Legislation Needed to Control Off Road Vehicles

ORV Damage in Forests  Is Bad and Getting Worse

ORVs can cause tremendous biological damage by reducing the overall above ground biomass, inhibiting the germination and emergence of seedlings, reducing water penetration, and creating a harsher environment for plants and animals to survive. ORVs are frequently cited as the key link in the spread of invasive plants that can turn pristine forest into a biologically degraded monoculture. A major concern is the reduction in biodiversity that results from ORV use.

ORV use has substantially increased, especially in the last decade.  ORVs are acceptable when they stay on their designated trails. It's when they leave the designated trails and go onto private or public lands, that are off limits, that they become a serious problem--damaging property and endangering lives. There are many conscientious ORV users, but it's the ones breaking the laws that give ORVs a bad name.   

Every state and national forest is under siege by outlaw off road motor vehicles that can now pass over almost any terrain. Use of ORVs, including all terrain vehicles (ATVs), exceeds 80 million visitor days in national forests according to David Havlick in his book “No Distant Place: Roads and Motorized Recreation on America’s Public Lands”. ORVs disrupt and compact the soil, and destroy the lichen, fungi, and algal crusts that act as natural soil stabilizers. ORVs accelerate the natural processes of water and wind erosion as vehicle tracks create channels and gullies. Their use is resulting in emissions of millions of gallons of contaminants into the soil and water of public lands each year.

Pubic lands in Maryland need protection from ORVs.  Many of these vehicles and their operators are unlicensed. Without licenses or some form of identification, it is difficult to positively identify a vehicle or its operator even when they are found to be trespassing on private land or found in restricted areas on public lands. Without positive identification, law enforcement officers can do little about these infractions even when the operators are reported.
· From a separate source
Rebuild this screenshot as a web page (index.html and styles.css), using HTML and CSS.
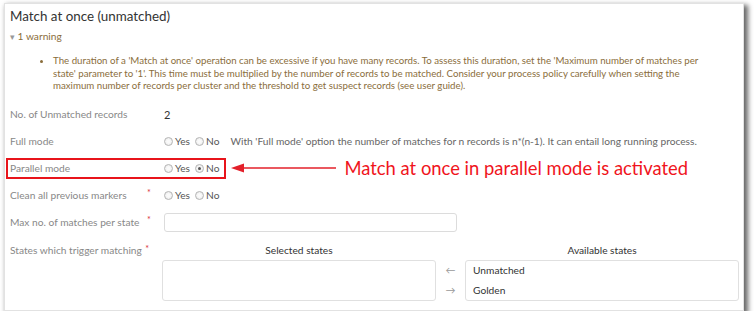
FILE: index.html
```html
<!DOCTYPE html>
<html lang="en">
<head>
    <meta charset="UTF-8">
    <title>Match at once (unmatched)</title>
    <link rel="stylesheet" href="styles.css">
</head>
<body>
    <div class="panel">
        <div class="title">Match at once (unmatched)</div>

        <div class="warn-toggle"><span class="caret">&#9662;</span> 1 warning</div>
        <ul class="warn-list">
            <li>The duration of a 'Match at once' operation can be excessive if you have many records. To assess this duration, set the 'Maximum number of matches per state' parameter to '1'. This time must be multiplied by the number of records to be matched. Consider your process policy carefully when setting the maximum number of records per cluster and the threshold to get suspect records (see user guide).</li>
        </ul>

        <div class="form">
            <div class="row">
                <span class="lbl">No. of Unmatched records</span>
                <span class="req"></span>
                <span class="val">2</span>
            </div>

            <div class="row">
                <span class="lbl">Full mode</span>
                <span class="req"></span>
                <span class="radios">
                    <span class="radio"></span><span class="opt">Yes</span>
                    <span class="radio"></span><span class="opt">No</span>
                </span>
                <span class="help">With 'Full mode' option the number of matches for n records is n*(n-1). It can entail long running process.</span>
            </div>

            <div class="row">
                <div class="highlight">
                    <span class="lbl">Parallel mode</span>
                    <span class="req"></span>
                    <span class="radios">
                        <span class="radio"></span><span class="opt">Yes</span>
                        <span class="radio checked"></span><span class="opt">No</span>
                    </span>
                </div>
                <svg class="pointer" width="105" height="12" viewBox="0 0 105 12">
                    <line x1="10" y1="6" x2="105" y2="6" stroke="#e3202a" stroke-width="1.6"/>
                    <polygon points="0,6 13,1.5 13,10.5" fill="#e3202a"/>
                </svg>
                <span class="note">Match at once in parallel mode is activated</span>
            </div>

            <div class="row">
                <span class="lbl">Clean all previous markers</span>
                <span class="req">*</span>
                <span class="radios">
                    <span class="radio"></span><span class="opt">Yes</span>
                    <span class="radio"></span><span class="opt">No</span>
                </span>
            </div>

            <div class="row">
                <span class="lbl">Max no. of matches per state</span>
                <span class="req">*</span>
                <input class="field" type="text">
            </div>

            <div class="row states">
                <span class="lbl">States which trigger matching</span>
                <span class="req">*</span>
                <div class="dual">
                    <div class="dual-head">Selected states</div>
                    <div></div>
                    <div class="dual-head">Available states</div>
                    <div class="box"></div>
                    <div class="moves">
                        <span>&larr;</span>
                        <span>&rarr;</span>
                    </div>
                    <div class="box">
                        <div class="item">Unmatched</div>
                        <div class="item">Golden</div>
                    </div>
                </div>
            </div>
        </div>
    </div>
</body>
</html>
```

FILE: styles.css
```css
body {
    margin: 0;
    background: #fff;
    font-family: Lato, "Open Sans", sans-serif;
    font-size: 10.2px;
    color: #333;
}
.panel {
    margin: 3px 0 0 4px;
    width: 740px;
    height: 308px;
    box-sizing: border-box;
    padding: 2px 4px 0 5px;
    background: #fff;
    border: 1px solid #e2e2e2;
    box-shadow: 3px 3px 5px 1px rgba(0, 0, 0, 0.6);
}
.title {
    font-size: 13.4px;
    line-height: 20px;
    color: #333;
}
.warn-toggle {
    margin-top: 2px;
    line-height: 16px;
    color: #8a6d3b;
}
.caret {
    color: #999;
    font-size: 9px;
}
.warn-list {
    margin: 9px 24px 0 0;
    padding-left: 43px;
    font-size: 9.7px;
    line-height: 12.5px;
    color: #8a6d3b;
}
.form {
    margin-top: 9px;
}
.row {
    display: flex;
    align-items: center;
    height: 27px;
    color: #888;
}
.highlight {
    display: flex;
    align-items: center;
    margin-left: -4px;
    padding: 0 0 0 2px;
    height: 17px;
    border: 2px solid #e8141b;
}
.lbl {
    width: 137px;
    white-space: nowrap;
}
.req {
    width: 17px;
    color: #d9323a;
    font-size: 9px;
    align-self: flex-start;
    padding-top: 5px;
}
.highlight .req,
.highlight .lbl {
    padding-top: 0;
}
.val {
    color: #333;
    font-size: 11px;
}
.radios {
    display: flex;
    align-items: center;
    color: #555;
}
.radio {
    width: 7px;
    height: 7px;
    border: 1px solid #b5b5b5;
    border-radius: 50%;
    background: radial-gradient(circle, #fafafa 30%, #e4e4e4 100%);
    margin-right: 2px;
    position: relative;
}
.radio.checked::after {
    content: "";
    position: absolute;
    left: 2px;
    top: 2px;
    width: 3px;
    height: 3px;
    border-radius: 50%;
    background: #555;
}
.opt {
    margin-right: 5px;
}
.help {
    margin-left: 6px;
    color: #666;
}
.pointer {
    margin-left: 5px;
    display: block;
}
.note {
    margin-left: 8px;
    font-size: 18.4px;
    color: #f0141c;
}
.field {
    width: 293px;
    height: 19px;
    box-sizing: border-box;
    border: 1px solid #dcdcdc;
    border-radius: 3px;
    margin: 0;
}
.states {
    height: auto;
    align-items: flex-start;
    padding-top: 6px;
}
.states .lbl {
    line-height: 16px;
}
.states .req {
    padding-top: 1px;
}
.dual {
    display: grid;
    grid-template-columns: 274px 29px 274px;
    grid-template-rows: 16px 41px;
    row-gap: 2px;
    color: #333;
}
.dual-head {
    text-align: center;
    line-height: 16px;
}
.box {
    border: 1px solid #e0e0e0;
    border-radius: 3px;
    padding: 0 7px;
}
.item {
    line-height: 20px;
    margin-top: -1px;
}
.item + .item {
    margin-top: 0;
}
.moves {
    display: flex;
    flex-direction: column;
    align-items: center;
    color: #999;
    font-size: 10px;
    line-height: 20px;
}
```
Legislation to license both operators and ORVs is needed to protect Maryland’s pubic lands.  Penalties should be large enough to make the infraction significant to the violator. With few law enforcement officers area assigned to the task and officers assigned enormously large areas that need coverage, it’s been difficult to enforce regulations against illegal use. Citizen’s involvement is critical to reporting illegal use, and citizen’s must have some means of positively identifying of the violators.